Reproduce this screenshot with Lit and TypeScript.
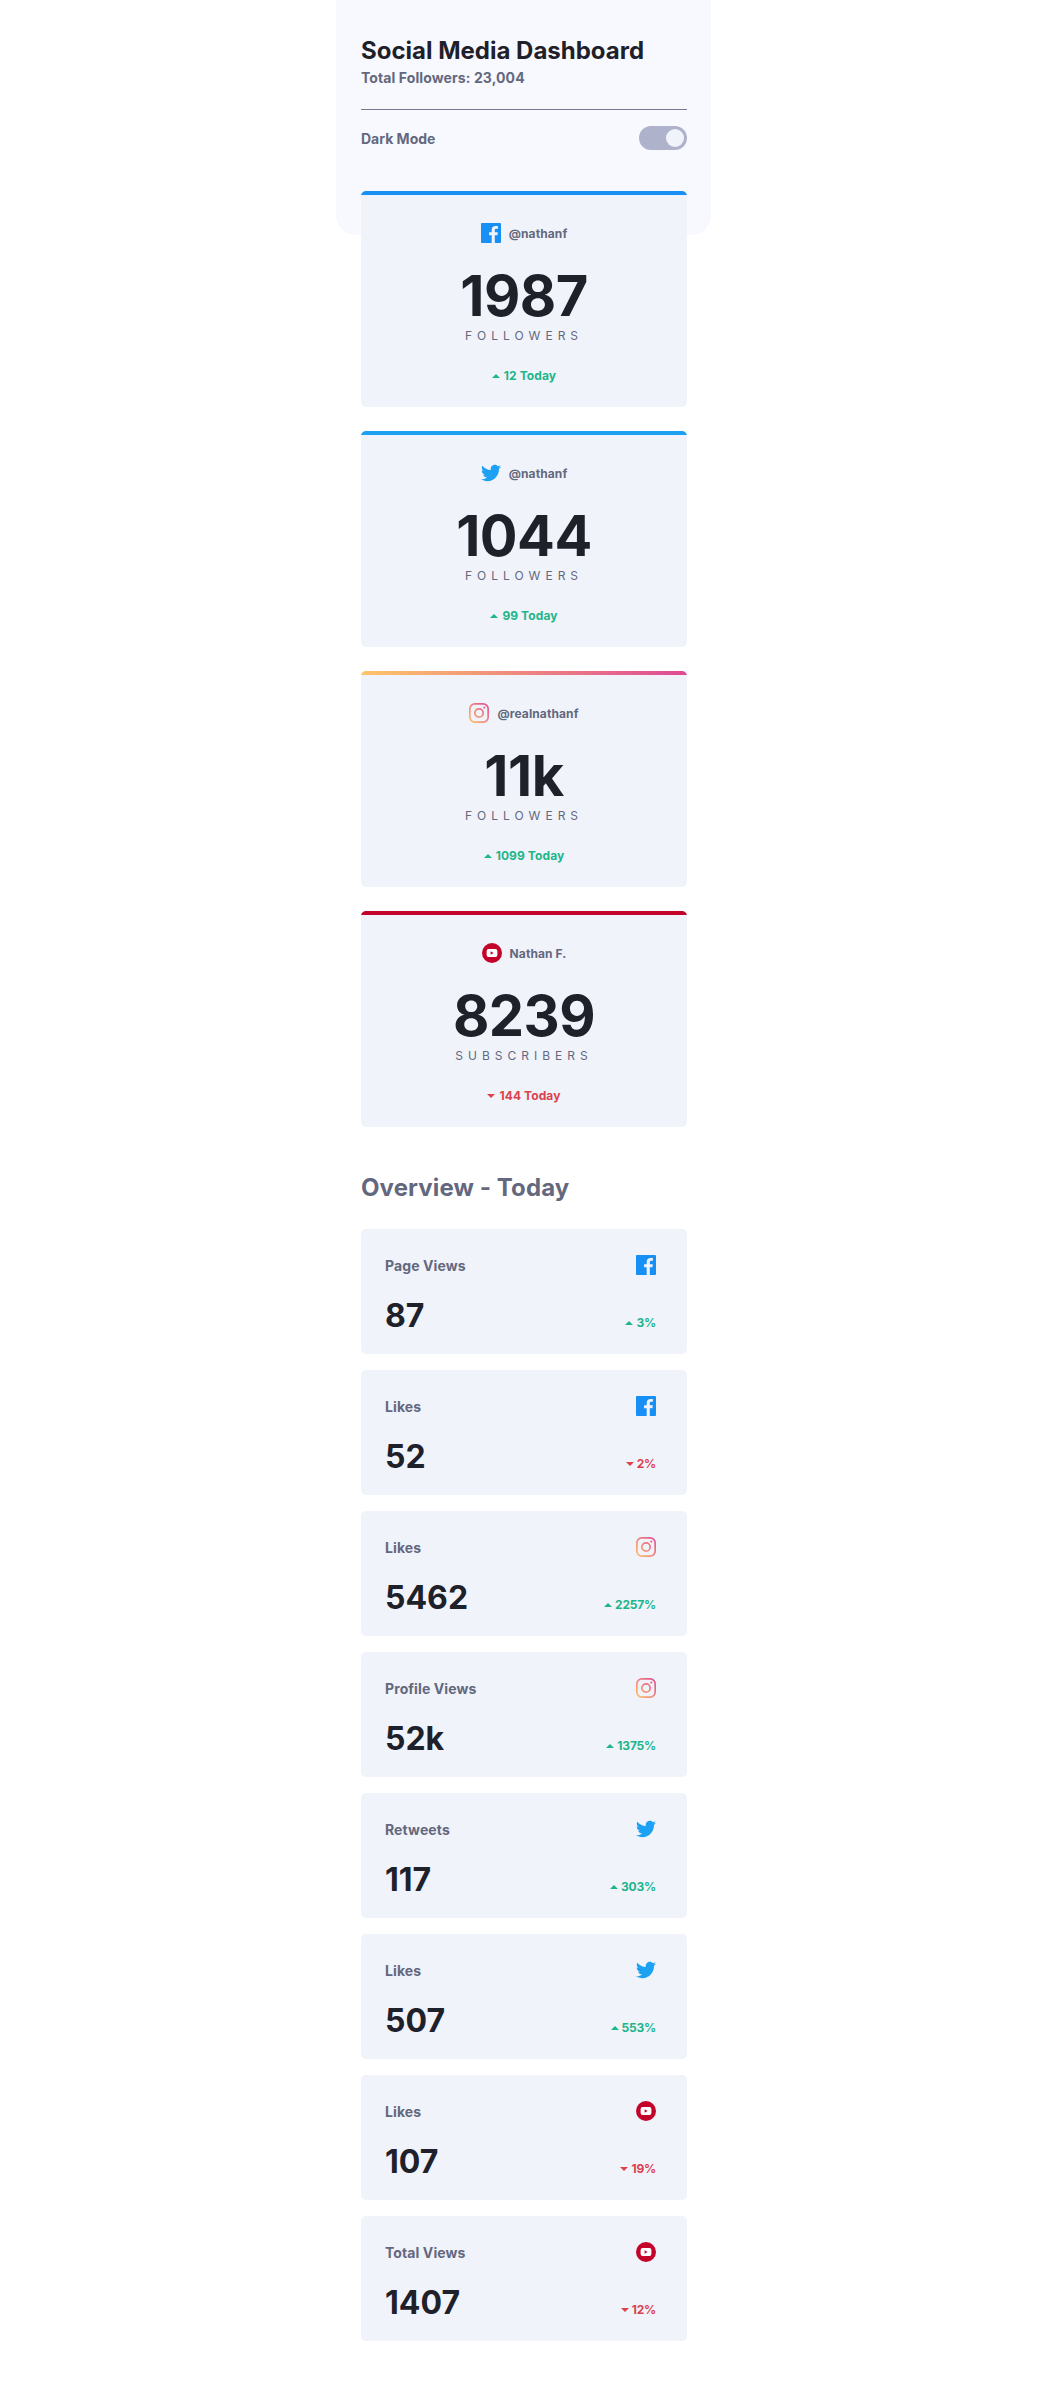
import { LitElement, html, css, svg } from 'lit';
import { customElement } from 'lit/decorators.js';

type Network = 'facebook' | 'twitter' | 'instagram' | 'youtube';

const followers: { net: Network; handle: string; count: string; label: string; delta: string; up: boolean }[] = [
  { net: 'facebook', handle: '@nathanf', count: '1987', label: 'FOLLOWERS', delta: '12 Today', up: true },
  { net: 'twitter', handle: '@nathanf', count: '1044', label: 'FOLLOWERS', delta: '99 Today', up: true },
  { net: 'instagram', handle: '@realnathanf', count: '11k', label: 'FOLLOWERS', delta: '1099 Today', up: true },
  { net: 'youtube', handle: 'Nathan F.', count: '8239', label: 'SUBSCRIBERS', delta: '144 Today', up: false },
];

const overview: { net: Network; title: string; count: string; delta: string; up: boolean }[] = [
  { net: 'facebook', title: 'Page Views', count: '87', delta: '3%', up: true },
  { net: 'facebook', title: 'Likes', count: '52', delta: '2%', up: false },
  { net: 'instagram', title: 'Likes', count: '5462', delta: '2257%', up: true },
  { net: 'instagram', title: 'Profile Views', count: '52k', delta: '1375%', up: true },
  { net: 'twitter', title: 'Retweets', count: '117', delta: '303%', up: true },
  { net: 'twitter', title: 'Likes', count: '507', delta: '553%', up: true },
  { net: 'youtube', title: 'Likes', count: '107', delta: '19%', up: false },
  { net: 'youtube', title: 'Total Views', count: '1407', delta: '12%', up: false },
];

let gradientId = 0;

function icon(net: Network) {
  if (net === 'facebook') {
    return html`<svg width="20" height="20" viewBox="0 0 20 20"><path fill="#178ff5" d="M18.896 0H1.104C.494 0 0 .494 0 1.104v17.792C0 19.506.494 20 1.104 20h9.579v-7.745H8.076V9.237h2.607V7.01c0-2.584 1.578-3.99 3.883-3.99 1.104 0 2.052.082 2.329.119v2.7h-1.598c-1.254 0-1.496.596-1.496 1.47v1.927h2.989l-.39 3.018h-2.6V20h5.097c.61 0 1.104-.494 1.104-1.104V1.104C20 .494 19.506 0 18.896 0z"/></svg>`;
  }
  if (net === 'twitter') {
    return html`<svg width="20" height="20" viewBox="0 0 24 24"><path fill="#1da1f2" d="M23.954 4.569c-.885.389-1.83.654-2.825.775 1.014-.611 1.794-1.574 2.163-2.723-.951.555-2.005.959-3.127 1.184-.896-.959-2.173-1.559-3.591-1.559-2.717 0-4.92 2.203-4.92 4.917 0 .39.045.765.127 1.124C7.691 8.094 4.066 6.13 1.64 3.161c-.427.722-.666 1.561-.666 2.475 0 1.71.87 3.213 2.188 4.096-.807-.026-1.566-.248-2.228-.616v.061c0 2.385 1.693 4.374 3.946 4.827-.413.111-.849.171-1.296.171-.314 0-.615-.03-.916-.086.631 1.953 2.445 3.377 4.604 3.417-1.68 1.319-3.809 2.105-6.102 2.105-.39 0-.779-.023-1.17-.067 2.189 1.394 4.768 2.209 7.557 2.209 9.054 0 13.999-7.496 13.999-13.986 0-.209 0-.42-.015-.63.961-.689 1.8-1.56 2.46-2.548l-.047-.02z"/></svg>`;
  }
  if (net === 'instagram') {
    const id = `ig${gradientId++}`;
    return html`<svg width="20" height="20" viewBox="0 0 20 20">
      ${svg`<defs><linearGradient id=${id} gradientUnits="userSpaceOnUse" x1="0" y1="20" x2="20" y2="0">
        <stop offset="0" stop-color="#fdc468"/><stop offset="1" stop-color="#df4996"/>
      </linearGradient></defs>
      <rect x="0.85" y="0.85" width="18.3" height="18.3" rx="5" fill="none" stroke="url(#${id})" stroke-width="1.7"/>
      <circle cx="10" cy="10" r="4.2" fill="none" stroke="url(#${id})" stroke-width="1.7"/>
      <circle cx="15.3" cy="4.6" r="1.1" fill="url(#${id})"/>`}
    </svg>`;
  }
  return html`<svg width="20" height="20" viewBox="0 0 20 20">
    <circle cx="10" cy="10" r="10" fill="#c4032b"/>
    <rect x="4.6" y="6" width="10.8" height="8" rx="2" fill="#fff"/>
    <path fill="#c4032b" d="M8.6 8.3v3.4l3-1.7z"/>
  </svg>`;
}

function arrow(up: boolean) {
  return html`<svg class="arrow" width="8" height="4" viewBox="0 0 8 4"><path fill=${up ? '#1eb589' : '#dc414c'} d=${up ? 'M0 4l4-4 4 4z' : 'M0 0l4 4 4-4z'}/></svg>`;
}

@customElement('app-root')
export class AppRoot extends LitElement {
  static styles = css`
    :host {
      display: block;
      font-family: Inter, 'Liberation Sans', sans-serif;
      color: #63687e;
      background: #fff;
    }
    .page {
      width: 375px;
      margin-left: 336px;
      padding-bottom: 46px;
    }
    header {
      box-sizing: border-box;
      height: 235px;
      padding: 33px 24px 0 25px;
      background: #f8f9fe;
      border-radius: 0 0 20px 20px;
    }
    h1 {
      margin: 0;
      font-size: 24px;
      line-height: 36px;
      font-weight: 700;
      color: #1e202a;
    }
    .total {
      margin-top: -1px;
      font-size: 14px;
      line-height: 20px;
      font-weight: 700;
      letter-spacing: 0.1px;
    }
    .toggle-row {
      display: flex;
      align-items: center;
      justify-content: space-between;
      margin-top: 21px;
      padding-top: 16px;
      border-top: 1px solid #777a92;
    }
    .toggle-row span {
      font-size: 14px;
      font-weight: 700;
    }
    .toggle {
      display: flex;
      align-items: center;
      justify-content: flex-end;
      box-sizing: border-box;
      width: 48px;
      height: 24px;
      padding-right: 3px;
      border-radius: 12px;
      background: #aeb3cb;
    }
    .knob {
      width: 18px;
      height: 18px;
      border-radius: 50%;
      background: #f0f3fa;
    }
    .content {
      position: relative;
      margin: -44px 24px 0 25px;
    }
    .followers {
      display: flex;
      flex-direction: column;
      gap: 24px;
    }
    .card {
      box-sizing: border-box;
      height: 216px;
      padding-top: 32px;
      display: flex;
      flex-direction: column;
      align-items: center;
      position: relative;
      overflow: hidden;
      background: #f0f3fa;
      border-radius: 5px;
    }
    .stripe {
      position: absolute;
      top: 0;
      left: 0;
      right: 0;
      height: 4px;
    }
    .stripe.facebook { background: #178ff5; }
    .stripe.twitter { background: #1da1f2; }
    .stripe.instagram { background: linear-gradient(90deg, #fdc468, #df4996); }
    .stripe.youtube { background: #c4032b; }
    .handle {
      display: flex;
      align-items: center;
      gap: 8px;
      height: 20px;
      font-size: 12px;
      font-weight: 700;
      letter-spacing: 0.1px;
    }
    .handle svg, .ov-top svg {
      display: block;
    }
    .count {
      margin-top: 19px;
      font-size: 56px;
      line-height: 68px;
      font-weight: 700;
      letter-spacing: -0.5px;
      color: #1e202a;
    }
    .label {
      margin-top: -2px;
      font-size: 12px;
      line-height: 16px;
      letter-spacing: 5px;
      font-weight: 400;
    }
    .delta {
      display: flex;
      align-items: center;
      gap: 4px;
      font-size: 12px;
      font-weight: 700;
      line-height: 16px;
    }
    .delta.up { color: #1eb589; }
    .delta.down { color: #dc414c; }
    .card .delta {
      margin-top: 24px;
      letter-spacing: 0.1px;
    }
    h2 {
      margin: 43px 0 23px;
      font-size: 24px;
      line-height: 36px;
      font-weight: 700;
      letter-spacing: 0.1px;
      color: #63687e;
    }
    .overview {
      display: flex;
      flex-direction: column;
      gap: 16px;
    }
    .ov-card {
      box-sizing: border-box;
      height: 125px;
      padding: 26px 31px 0 24px;
      background: #f0f3fa;
      border-radius: 5px;
    }
    .ov-top, .ov-bottom {
      display: flex;
      justify-content: space-between;
    }
    .ov-top {
      align-items: center;
      font-size: 14px;
      font-weight: 700;
      letter-spacing: 0.1px;
    }
    .ov-bottom {
      align-items: flex-end;
      margin-top: 19px;
    }
    .ov-count {
      font-size: 32px;
      line-height: 44px;
      font-weight: 700;
      color: #1e202a;
    }
    .ov-bottom .delta {
      gap: 3px;
      margin-bottom: 7px;
      letter-spacing: -0.2px;
    }
  `;

  render() {
    return html`
      <div class="page">
        <header>
          <h1>Social Media Dashboard</h1>
          <div class="total">Total Followers: 23,004</div>
          <div class="toggle-row">
            <span>Dark Mode</span>
            <div class="toggle"><div class="knob"></div></div>
          </div>
        </header>
        <div class="content">
          <section class="followers">
            ${followers.map(
              (f) => html`
                <div class="card">
                  <div class="stripe ${f.net}"></div>
                  <div class="handle">${icon(f.net)}<span>${f.handle}</span></div>
                  <div class="count">${f.count}</div>
                  <div class="label">${f.label}</div>
                  <div class="delta ${f.up ? 'up' : 'down'}">${arrow(f.up)}<span>${f.delta}</span></div>
                </div>
              `,
            )}
          </section>
          <h2>Overview - Today</h2>
          <section class="overview">
            ${overview.map(
              (o) => html`
                <div class="ov-card">
                  <div class="ov-top"><span>${o.title}</span>${icon(o.net)}</div>
                  <div class="ov-bottom">
                    <div class="ov-count">${o.count}</div>
                    <div class="delta ${o.up ? 'up' : 'down'}">${arrow(o.up)}<span>${o.delta}</span></div>
                  </div>
                </div>
              `,
            )}
          </section>
        </div>
      </div>
    `;
  }
}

__________________________________________________

Aim:
Print, exactly as written, the lines above from the first one to the one containing "let gradientId = 0;". Leave out pictures.

Final result:
Reproduce this screenshot with Lit and TypeScript.
import { LitElement, html, css, svg } from 'lit';
import { customElement } from 'lit/decorators.js';

type Network = 'facebook' | 'twitter' | 'instagram' | 'youtube';

const followers: { net: Network; handle: string; count: string; label: string; delta: string; up: boolean }[] = [
  { net: 'facebook', handle: '@nathanf', count: '1987', label: 'FOLLOWERS', delta: '12 Today', up: true },
  { net: 'twitter', handle: '@nathanf', count: '1044', label: 'FOLLOWERS', delta: '99 Today', up: true },
  { net: 'instagram', handle: '@realnathanf', count: '11k', label: 'FOLLOWERS', delta: '1099 Today', up: true },
  { net: 'youtube', handle: 'Nathan F.', count: '8239', label: 'SUBSCRIBERS', delta: '144 Today', up: false },
];

const overview: { net: Network; title: string; count: string; delta: string; up: boolean }[] = [
  { net: 'facebook', title: 'Page Views', count: '87', delta: '3%', up: true },
  { net: 'facebook', title: 'Likes', count: '52', delta: '2%', up: false },
  { net: 'instagram', title: 'Likes', count: '5462', delta: '2257%', up: true },
  { net: 'instagram', title: 'Profile Views', count: '52k', delta: '1375%', up: true },
  { net: 'twitter', title: 'Retweets', count: '117', delta: '303%', up: true },
  { net: 'twitter', title: 'Likes', count: '507', delta: '553%', up: true },
  { net: 'youtube', title: 'Likes', count: '107', delta: '19%', up: false },
  { net: 'youtube', title: 'Total Views', count: '1407', delta: '12%', up: false },
];

let gradientId = 0;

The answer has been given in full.